*Dataset excerpt*
==================================================

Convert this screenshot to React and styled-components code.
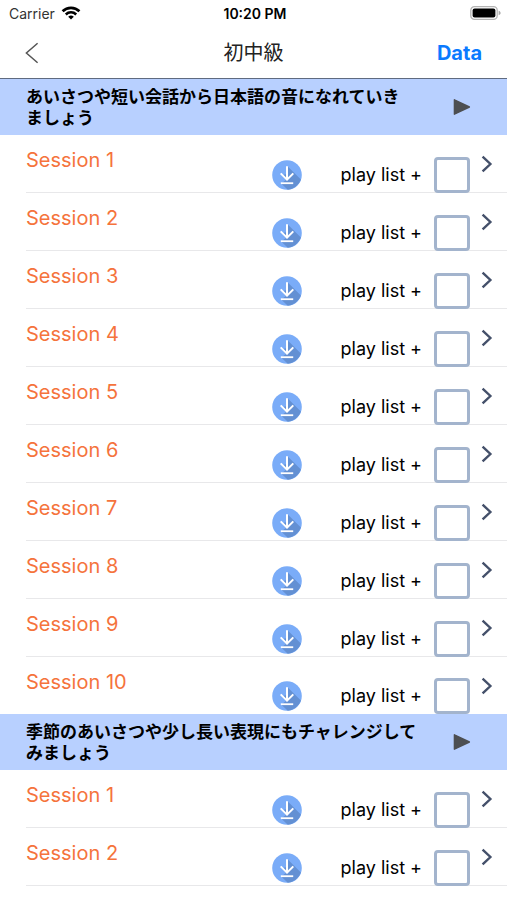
import styled, { createGlobalStyle } from "styled-components";

const sections = [
  {
    id: "a",
    title: "あいさつや短い会話から日本語の音になれていき\nましょう",
    sessions: 10,
  },
  {
    id: "b",
    title: "季節のあいさつや少し長い表現にもチャレンジして\nみましょう",
    sessions: 2,
  },
];

function WifiIcon() {
  return (
    <svg width="20" height="14" viewBox="0 0 20 14" fill="none" stroke="#000">
      <path d="M1.6 5.3a12 12 0 0 1 16.8 0" strokeWidth="2.7" />
      <path d="M4.8 8.5a7.4 7.4 0 0 1 10.4 0" strokeWidth="2.5" />
      <path
        d="M10 13.6 7.2 10.8a4 4 0 0 1 5.6 0Z"
        fill="#000"
        stroke="none"
      />
    </svg>
  );
}

function BatteryIcon() {
  return (
    <svg width="31" height="14" viewBox="0 0 31 14" fill="none">
      <rect x="0.8" y="0.7" width="26.4" height="12.6" rx="3.6" stroke="#b4b4b4" strokeWidth="1.3" />
      <rect x="2.6" y="2.5" width="22.8" height="9" rx="2" fill="#000" />
      <path d="M28.6 4.8c1.4.4 2 1.2 2 2.2s-.6 1.8-2 2.2Z" fill="#a9a9a9" />
    </svg>
  );
}

function BackIcon() {
  return (
    <svg width="14" height="22" viewBox="0 0 14 22" fill="none">
      <path d="M12.6 1.2 1.4 11l11.2 9.8" stroke="#555" strokeWidth="1.5" />
    </svg>
  );
}

function PlayIcon() {
  return (
    <svg width="18" height="18" viewBox="0 0 18 18">
      <path
        d="M1.4 1.8 16.4 9 1.4 16.2Z"
        fill="#4d4f52"
        stroke="#4d4f52"
        strokeWidth="1.4"
        strokeLinejoin="round"
      />
    </svg>
  );
}

function DownloadIcon() {
  return (
    <svg width="30" height="30" viewBox="0 0 30 30" fill="none">
      <circle cx="15" cy="15" r="14.8" fill="#7aacf8" />
      {/* long shadow under the arrow */}
      <path
        d="M15.8 6.4 28.9 19.5A14.8 14.8 0 0 1 15.8 29.7L9.2 23.5 14 20 9.5 15.2l4.8-1Z"
        fill="#6390d3"
      />
      <path d="M15 6.2v13.4M8.7 13.4l6.3 6.2 6.3-6.2" stroke="#fff" strokeWidth="2" />
      <path d="M8.8 23.2h12.4" stroke="#fff" strokeWidth="1.8" />
    </svg>
  );
}

function ChevronIcon() {
  return (
    <svg width="12" height="18" viewBox="0 0 12 18" fill="none">
      <path d="M1.6 1.6 9.4 9l-7.8 7.4" stroke="#44506a" strokeWidth="2.4" />
    </svg>
  );
}

function SessionRow({ id, number }) {
  return (
    <Row>
      <SessionLink href={`#${id}`}>Session {number}</SessionLink>
      <DownloadButton type="button" aria-label={`Download session ${number}`}>
        <DownloadIcon />
      </DownloadButton>
      <PlaylistLabel htmlFor={id}>play list +</PlaylistLabel>
      <Checkbox type="checkbox" id={id} />
      <OpenButton type="button" aria-label={`Open session ${number}`}>
        <ChevronIcon />
      </OpenButton>
    </Row>
  );
}

export default function App() {
  return (
    <Screen>
      <GlobalStyle />
      <StatusBar>
        <Carrier>
          Carrier <WifiIcon />
        </Carrier>
        <Clock>10:20 PM</Clock>
        <Battery>
          <BatteryIcon />
        </Battery>
      </StatusBar>
      <NavBar>
        <BackButton type="button" aria-label="Back">
          <BackIcon />
        </BackButton>
        <Title>初中級</Title>
        <DataButton type="button">Data</DataButton>
      </NavBar>
      <main>
        {sections.map(({ id, title, sessions }) => (
          <Section key={id}>
            <SectionHeader>
              <SectionTitle>{title}</SectionTitle>
              <PlayButton type="button" aria-label="Play all">
                <PlayIcon />
              </PlayButton>
            </SectionHeader>
            <List>
              {Array.from({ length: sessions }, (_, i) => (
                <SessionRow key={i} id={`${id}-${i + 1}`} number={i + 1} />
              ))}
            </List>
          </Section>
        ))}
      </main>
    </Screen>
  );
}

const GlobalStyle = createGlobalStyle`
  * {
    box-sizing: border-box;
  }

  body {
    margin: 0;
    background: #fff;
    color: #000;
    font-family: Inter, "Noto Sans CJK JP", sans-serif;
  }

  button {
    display: flex;
    padding: 0;
    border: none;
    background: transparent;
    font-family: inherit;
    cursor: pointer;
  }

  svg {
    display: block;
  }
`;

const Screen = styled.div`
  width: 100%;
  min-height: 100vh;
`;

const StatusBar = styled.div`
  display: grid;
  grid-template-columns: 1fr auto 1fr;
  align-items: center;
  height: 26px;
  padding: 0 6px 0 9px;
  font-size: 14px;
`;

const Carrier = styled.span`
  display: flex;
  align-items: center;
  gap: 6px;
  color: #333;
`;

const Clock = styled.span`
  font-weight: 600;
`;

const Battery = styled.span`
  justify-self: end;
`;

const NavBar = styled.header`
  display: grid;
  grid-template-columns: 1fr auto 1fr;
  align-items: center;
  height: 53px;
  padding: 2px 25px 0;
  border-bottom: 1px solid #5f6b80;
`;

const BackButton = styled.button`
  justify-self: start;
`;

const Title = styled.h1`
  margin: 0;
  color: #222;
  font-size: 20px;
  font-weight: 400;
  line-height: 28px;
`;

const DataButton = styled.button`
  justify-self: end;
  color: #0a7aff;
  font-size: 20px;
  font-weight: 700;
`;

const List = styled.ul`
  margin: 0;
  padding: 0;
  list-style: none;
`;

const Row = styled.li`
  display: flex;
  align-items: flex-end;
  height: 58px;
  margin-left: 26px;
  padding-right: 14px;
  box-shadow: inset 0 -1px #e8e8ea;
`;

const Section = styled.section`
  &:not(:last-of-type) ${Row}:last-child {
    height: 57px;
    box-shadow: none;
  }
`;

const SectionHeader = styled.div`
  display: flex;
  align-items: center;
  justify-content: space-between;
  height: 56px;
  padding: 0 36px 0 26px;
  background: #b8d0ff;
`;

const SectionTitle = styled.h2`
  margin: 0;
  padding-top: 2px;
  font-size: 17px;
  font-weight: 700;
  line-height: 21px;
  white-space: pre-line;
`;

const PlayButton = styled.button`
  flex: none;
`;

const SessionLink = styled.a`
  flex: 1;
  align-self: flex-start;
  padding-top: 13px;
  color: #f5733c;
  font-size: 20px;
  line-height: 24px;
  text-decoration: none;
`;

const DownloadButton = styled.button`
  margin: 0 39px 3px 0;
`;

const PlaylistLabel = styled.label`
  margin-right: 12px;
  padding-bottom: 6px;
  font-size: 18px;
  line-height: 24px;
`;

const Checkbox = styled.input`
  appearance: none;
  width: 36px;
  height: 36px;
  margin: 0 11px 0 0;
  border: 3px solid #a3b4cd;
  border-radius: 4px;
  background: #fff;
  cursor: pointer;

  &:checked {
    background: #a3b4cd;
  }
`;

const OpenButton = styled.button`
  align-self: flex-start;
  margin-top: 20px;
`;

==================================================

Copy each line exactly, and leave the pictures out of your copy.

*Answer to the problem*
Convert this screenshot to React and styled-components code.
import styled, { createGlobalStyle } from "styled-components";

const sections = [
  {
    id: "a",
    title: "あいさつや短い会話から日本語の音になれていき\nましょう",
    sessions: 10,
  },
  {
    id: "b",
    title: "季節のあいさつや少し長い表現にもチャレンジして\nみましょう",
    sessions: 2,
  },
];

function WifiIcon() {
  return (
    <svg width="20" height="14" viewBox="0 0 20 14" fill="none" stroke="#000">
      <path d="M1.6 5.3a12 12 0 0 1 16.8 0" strokeWidth="2.7" />
      <path d="M4.8 8.5a7.4 7.4 0 0 1 10.4 0" strokeWidth="2.5" />
      <path
        d="M10 13.6 7.2 10.8a4 4 0 0 1 5.6 0Z"
        fill="#000"
        stroke="none"
      />
    </svg>
  );
}

function BatteryIcon() {
  return (
    <svg width="31" height="14" viewBox="0 0 31 14" fill="none">
      <rect x="0.8" y="0.7" width="26.4" height="12.6" rx="3.6" stroke="#b4b4b4" strokeWidth="1.3" />
      <rect x="2.6" y="2.5" width="22.8" height="9" rx="2" fill="#000" />
      <path d="M28.6 4.8c1.4.4 2 1.2 2 2.2s-.6 1.8-2 2.2Z" fill="#a9a9a9" />
    </svg>
  );
}

function BackIcon() {
  return (
    <svg width="14" height="22" viewBox="0 0 14 22" fill="none">
      <path d="M12.6 1.2 1.4 11l11.2 9.8" stroke="#555" strokeWidth="1.5" />
    </svg>
  );
}

function PlayIcon() {
  return (
    <svg width="18" height="18" viewBox="0 0 18 18">
      <path
        d="M1.4 1.8 16.4 9 1.4 16.2Z"
        fill="#4d4f52"
        stroke="#4d4f52"
        strokeWidth="1.4"
        strokeLinejoin="round"
      />
    </svg>
  );
}

function DownloadIcon() {
  return (
    <svg width="30" height="30" viewBox="0 0 30 30" fill="none">
      <circle cx="15" cy="15" r="14.8" fill="#7aacf8" />
      {/* long shadow under the arrow */}
      <path
        d="M15.8 6.4 28.9 19.5A14.8 14.8 0 0 1 15.8 29.7L9.2 23.5 14 20 9.5 15.2l4.8-1Z"
        fill="#6390d3"
      />
      <path d="M15 6.2v13.4M8.7 13.4l6.3 6.2 6.3-6.2" stroke="#fff" strokeWidth="2" />
      <path d="M8.8 23.2h12.4" stroke="#fff" strokeWidth="1.8" />
    </svg>
  );
}

function ChevronIcon() {
  return (
    <svg width="12" height="18" viewBox="0 0 12 18" fill="none">
      <path d="M1.6 1.6 9.4 9l-7.8 7.4" stroke="#44506a" strokeWidth="2.4" />
    </svg>
  );
}

function SessionRow({ id, number }) {
  return (
    <Row>
      <SessionLink href={`#${id}`}>Session {number}</SessionLink>
      <DownloadButton type="button" aria-label={`Download session ${number}`}>
        <DownloadIcon />
      </DownloadButton>
      <PlaylistLabel htmlFor={id}>play list +</PlaylistLabel>
      <Checkbox type="checkbox" id={id} />
      <OpenButton type="button" aria-label={`Open session ${number}`}>
        <ChevronIcon />
      </OpenButton>
    </Row>
  );
}

export default function App() {
  return (
    <Screen>
      <GlobalStyle />
      <StatusBar>
        <Carrier>
          Carrier <WifiIcon />
        </Carrier>
        <Clock>10:20 PM</Clock>
        <Battery>
          <BatteryIcon />
        </Battery>
      </StatusBar>
      <NavBar>
        <BackButton type="button" aria-label="Back">
          <BackIcon />
        </BackButton>
        <Title>初中級</Title>
        <DataButton type="button">Data</DataButton>
      </NavBar>
      <main>
        {sections.map(({ id, title, sessions }) => (
          <Section key={id}>
            <SectionHeader>
              <SectionTitle>{title}</SectionTitle>
              <PlayButton type="button" aria-label="Play all">
                <PlayIcon />
              </PlayButton>
            </SectionHeader>
            <List>
              {Array.from({ length: sessions }, (_, i) => (
                <SessionRow key={i} id={`${id}-${i + 1}`} number={i + 1} />
              ))}
            </List>
          </Section>
        ))}
      </main>
    </Screen>
  );
}

const GlobalStyle = createGlobalStyle`
  * {
    box-sizing: border-box;
  }

  body {
    margin: 0;
    background: #fff;
    color: #000;
    font-family: Inter, "Noto Sans CJK JP", sans-serif;
  }

  button {
    display: flex;
    padding: 0;
    border: none;
    background: transparent;
    font-family: inherit;
    cursor: pointer;
  }

  svg {
    display: block;
  }
`;

const Screen = styled.div`
  width: 100%;
  min-height: 100vh;
`;

const StatusBar = styled.div`
  display: grid;
  grid-template-columns: 1fr auto 1fr;
  align-items: center;
  height: 26px;
  padding: 0 6px 0 9px;
  font-size: 14px;
`;

const Carrier = styled.span`
  display: flex;
  align-items: center;
  gap: 6px;
  color: #333;
`;

const Clock = styled.span`
  font-weight: 600;
`;

const Battery = styled.span`
  justify-self: end;
`;

const NavBar = styled.header`
  display: grid;
  grid-template-columns: 1fr auto 1fr;
  align-items: center;
  height: 53px;
  padding: 2px 25px 0;
  border-bottom: 1px solid #5f6b80;
`;

const BackButton = styled.button`
  justify-self: start;
`;

const Title = styled.h1`
  margin: 0;
  color: #222;
  font-size: 20px;
  font-weight: 400;
  line-height: 28px;
`;

const DataButton = styled.button`
  justify-self: end;
  color: #0a7aff;
  font-size: 20px;
  font-weight: 700;
`;

const List = styled.ul`
  margin: 0;
  padding: 0;
  list-style: none;
`;

const Row = styled.li`
  display: flex;
  align-items: flex-end;
  height: 58px;
  margin-left: 26px;
  padding-right: 14px;
  box-shadow: inset 0 -1px #e8e8ea;
`;

const Section = styled.section`
  &:not(:last-of-type) ${Row}:last-child {
    height: 57px;
    box-shadow: none;
  }
`;

const SectionHeader = styled.div`
  display: flex;
  align-items: center;
  justify-content: space-between;
  height: 56px;
  padding: 0 36px 0 26px;
  background: #b8d0ff;
`;

const SectionTitle = styled.h2`
  margin: 0;
  padding-top: 2px;
  font-size: 17px;
  font-weight: 700;
  line-height: 21px;
  white-space: pre-line;
`;

const PlayButton = styled.button`
  flex: none;
`;

const SessionLink = styled.a`
  flex: 1;
  align-self: flex-start;
  padding-top: 13px;
  color: #f5733c;
  font-size: 20px;
  line-height: 24px;
  text-decoration: none;
`;

const DownloadButton = styled.button`
  margin: 0 39px 3px 0;
`;

const PlaylistLabel = styled.label`
  margin-right: 12px;
  padding-bottom: 6px;
  font-size: 18px;
  line-height: 24px;
`;

const Checkbox = styled.input`
  appearance: none;
  width: 36px;
  height: 36px;
  margin: 0 11px 0 0;
  border: 3px solid #a3b4cd;
  border-radius: 4px;
  background: #fff;
  cursor: pointer;

  &:checked {
    background: #a3b4cd;
  }
`;

const OpenButton = styled.button`
  align-self: flex-start;
  margin-top: 20px;
`;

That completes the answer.